Source material:

________________

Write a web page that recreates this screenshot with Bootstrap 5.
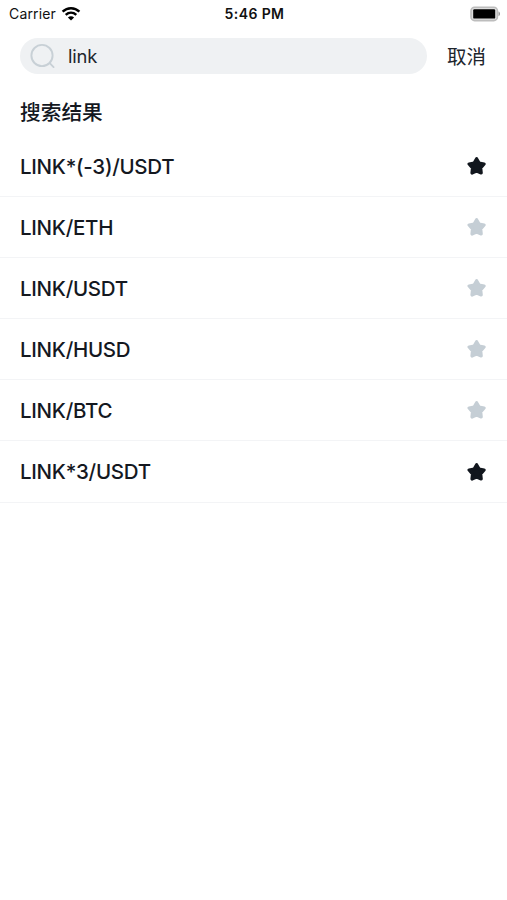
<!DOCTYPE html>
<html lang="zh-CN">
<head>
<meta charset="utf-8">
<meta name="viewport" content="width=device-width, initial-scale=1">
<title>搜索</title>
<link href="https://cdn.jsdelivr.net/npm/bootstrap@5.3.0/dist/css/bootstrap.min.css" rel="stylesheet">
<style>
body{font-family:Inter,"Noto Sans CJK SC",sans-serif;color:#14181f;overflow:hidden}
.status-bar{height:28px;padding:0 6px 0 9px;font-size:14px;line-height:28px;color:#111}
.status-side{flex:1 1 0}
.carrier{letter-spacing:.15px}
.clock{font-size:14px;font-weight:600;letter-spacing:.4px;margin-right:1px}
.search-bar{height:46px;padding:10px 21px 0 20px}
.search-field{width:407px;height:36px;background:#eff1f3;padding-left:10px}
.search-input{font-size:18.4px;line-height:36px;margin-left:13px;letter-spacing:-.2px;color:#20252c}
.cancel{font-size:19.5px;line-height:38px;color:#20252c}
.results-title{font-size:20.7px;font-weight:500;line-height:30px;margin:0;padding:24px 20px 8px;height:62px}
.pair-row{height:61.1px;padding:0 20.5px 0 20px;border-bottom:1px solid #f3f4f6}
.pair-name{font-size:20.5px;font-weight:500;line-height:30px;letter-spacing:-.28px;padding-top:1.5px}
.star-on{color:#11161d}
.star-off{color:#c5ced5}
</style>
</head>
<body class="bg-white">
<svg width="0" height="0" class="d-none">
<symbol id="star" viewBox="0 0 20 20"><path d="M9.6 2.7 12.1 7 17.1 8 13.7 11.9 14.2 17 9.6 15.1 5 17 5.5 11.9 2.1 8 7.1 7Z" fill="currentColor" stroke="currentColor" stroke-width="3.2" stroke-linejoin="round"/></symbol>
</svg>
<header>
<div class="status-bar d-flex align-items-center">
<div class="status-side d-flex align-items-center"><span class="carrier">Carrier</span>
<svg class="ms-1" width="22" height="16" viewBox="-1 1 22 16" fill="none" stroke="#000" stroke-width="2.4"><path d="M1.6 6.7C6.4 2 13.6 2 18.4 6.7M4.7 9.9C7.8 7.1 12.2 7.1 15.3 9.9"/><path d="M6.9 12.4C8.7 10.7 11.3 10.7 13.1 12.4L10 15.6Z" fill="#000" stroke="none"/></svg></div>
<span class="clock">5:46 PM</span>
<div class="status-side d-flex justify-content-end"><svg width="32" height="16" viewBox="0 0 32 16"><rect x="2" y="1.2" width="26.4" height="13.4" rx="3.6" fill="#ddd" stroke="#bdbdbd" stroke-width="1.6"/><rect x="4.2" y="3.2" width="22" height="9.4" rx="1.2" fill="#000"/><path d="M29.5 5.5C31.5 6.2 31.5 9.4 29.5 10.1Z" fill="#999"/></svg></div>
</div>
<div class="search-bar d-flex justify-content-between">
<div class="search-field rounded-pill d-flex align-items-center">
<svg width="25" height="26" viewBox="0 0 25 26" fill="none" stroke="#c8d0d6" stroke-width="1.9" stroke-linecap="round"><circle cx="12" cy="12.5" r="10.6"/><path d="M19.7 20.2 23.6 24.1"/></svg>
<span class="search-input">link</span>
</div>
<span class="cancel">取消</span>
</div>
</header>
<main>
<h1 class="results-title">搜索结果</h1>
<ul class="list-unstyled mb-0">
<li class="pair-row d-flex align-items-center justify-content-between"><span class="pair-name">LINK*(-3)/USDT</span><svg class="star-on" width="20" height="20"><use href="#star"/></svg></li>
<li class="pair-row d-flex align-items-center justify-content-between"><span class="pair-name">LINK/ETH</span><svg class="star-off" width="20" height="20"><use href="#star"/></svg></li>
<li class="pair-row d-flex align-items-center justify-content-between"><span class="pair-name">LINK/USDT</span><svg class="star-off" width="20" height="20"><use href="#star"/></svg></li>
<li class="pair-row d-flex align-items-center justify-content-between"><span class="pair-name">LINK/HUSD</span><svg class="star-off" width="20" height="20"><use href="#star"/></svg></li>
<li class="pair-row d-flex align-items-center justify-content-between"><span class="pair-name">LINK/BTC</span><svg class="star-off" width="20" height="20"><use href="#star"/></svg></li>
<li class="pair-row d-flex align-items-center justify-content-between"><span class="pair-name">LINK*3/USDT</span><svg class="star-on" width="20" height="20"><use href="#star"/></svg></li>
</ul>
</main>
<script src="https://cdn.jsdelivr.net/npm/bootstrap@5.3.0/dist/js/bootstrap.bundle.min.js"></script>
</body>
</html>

________________

Problem details: Reproduce the whole listing exactly, but not the images in it.

Task response:
Write a web page that recreates this screenshot with Bootstrap 5.
<!DOCTYPE html>
<html lang="zh-CN">
<head>
<meta charset="utf-8">
<meta name="viewport" content="width=device-width, initial-scale=1">
<title>搜索</title>
<link href="https://cdn.jsdelivr.net/npm/bootstrap@5.3.0/dist/css/bootstrap.min.css" rel="stylesheet">
<style>
body{font-family:Inter,"Noto Sans CJK SC",sans-serif;color:#14181f;overflow:hidden}
.status-bar{height:28px;padding:0 6px 0 9px;font-size:14px;line-height:28px;color:#111}
.status-side{flex:1 1 0}
.carrier{letter-spacing:.15px}
.clock{font-size:14px;font-weight:600;letter-spacing:.4px;margin-right:1px}
.search-bar{height:46px;padding:10px 21px 0 20px}
.search-field{width:407px;height:36px;background:#eff1f3;padding-left:10px}
.search-input{font-size:18.4px;line-height:36px;margin-left:13px;letter-spacing:-.2px;color:#20252c}
.cancel{font-size:19.5px;line-height:38px;color:#20252c}
.results-title{font-size:20.7px;font-weight:500;line-height:30px;margin:0;padding:24px 20px 8px;height:62px}
.pair-row{height:61.1px;padding:0 20.5px 0 20px;border-bottom:1px solid #f3f4f6}
.pair-name{font-size:20.5px;font-weight:500;line-height:30px;letter-spacing:-.28px;padding-top:1.5px}
.star-on{color:#11161d}
.star-off{color:#c5ced5}
</style>
</head>
<body class="bg-white">
<svg width="0" height="0" class="d-none">
<symbol id="star" viewBox="0 0 20 20"><path d="M9.6 2.7 12.1 7 17.1 8 13.7 11.9 14.2 17 9.6 15.1 5 17 5.5 11.9 2.1 8 7.1 7Z" fill="currentColor" stroke="currentColor" stroke-width="3.2" stroke-linejoin="round"/></symbol>
</svg>
<header>
<div class="status-bar d-flex align-items-center">
<div class="status-side d-flex align-items-center"><span class="carrier">Carrier</span>
<svg class="ms-1" width="22" height="16" viewBox="-1 1 22 16" fill="none" stroke="#000" stroke-width="2.4"><path d="M1.6 6.7C6.4 2 13.6 2 18.4 6.7M4.7 9.9C7.8 7.1 12.2 7.1 15.3 9.9"/><path d="M6.9 12.4C8.7 10.7 11.3 10.7 13.1 12.4L10 15.6Z" fill="#000" stroke="none"/></svg></div>
<span class="clock">5:46 PM</span>
<div class="status-side d-flex justify-content-end"><svg width="32" height="16" viewBox="0 0 32 16"><rect x="2" y="1.2" width="26.4" height="13.4" rx="3.6" fill="#ddd" stroke="#bdbdbd" stroke-width="1.6"/><rect x="4.2" y="3.2" width="22" height="9.4" rx="1.2" fill="#000"/><path d="M29.5 5.5C31.5 6.2 31.5 9.4 29.5 10.1Z" fill="#999"/></svg></div>
</div>
<div class="search-bar d-flex justify-content-between">
<div class="search-field rounded-pill d-flex align-items-center">
<svg width="25" height="26" viewBox="0 0 25 26" fill="none" stroke="#c8d0d6" stroke-width="1.9" stroke-linecap="round"><circle cx="12" cy="12.5" r="10.6"/><path d="M19.7 20.2 23.6 24.1"/></svg>
<span class="search-input">link</span>
</div>
<span class="cancel">取消</span>
</div>
</header>
<main>
<h1 class="results-title">搜索结果</h1>
<ul class="list-unstyled mb-0">
<li class="pair-row d-flex align-items-center justify-content-between"><span class="pair-name">LINK*(-3)/USDT</span><svg class="star-on" width="20" height="20"><use href="#star"/></svg></li>
<li class="pair-row d-flex align-items-center justify-content-between"><span class="pair-name">LINK/ETH</span><svg class="star-off" width="20" height="20"><use href="#star"/></svg></li>
<li class="pair-row d-flex align-items-center justify-content-between"><span class="pair-name">LINK/USDT</span><svg class="star-off" width="20" height="20"><use href="#star"/></svg></li>
<li class="pair-row d-flex align-items-center justify-content-between"><span class="pair-name">LINK/HUSD</span><svg class="star-off" width="20" height="20"><use href="#star"/></svg></li>
<li class="pair-row d-flex align-items-center justify-content-between"><span class="pair-name">LINK/BTC</span><svg class="star-off" width="20" height="20"><use href="#star"/></svg></li>
<li class="pair-row d-flex align-items-center justify-content-between"><span class="pair-name">LINK*3/USDT</span><svg class="star-on" width="20" height="20"><use href="#star"/></svg></li>
</ul>
</main>
<script src="https://cdn.jsdelivr.net/npm/bootstrap@5.3.0/dist/js/bootstrap.bundle.min.js"></script>
</body>
</html>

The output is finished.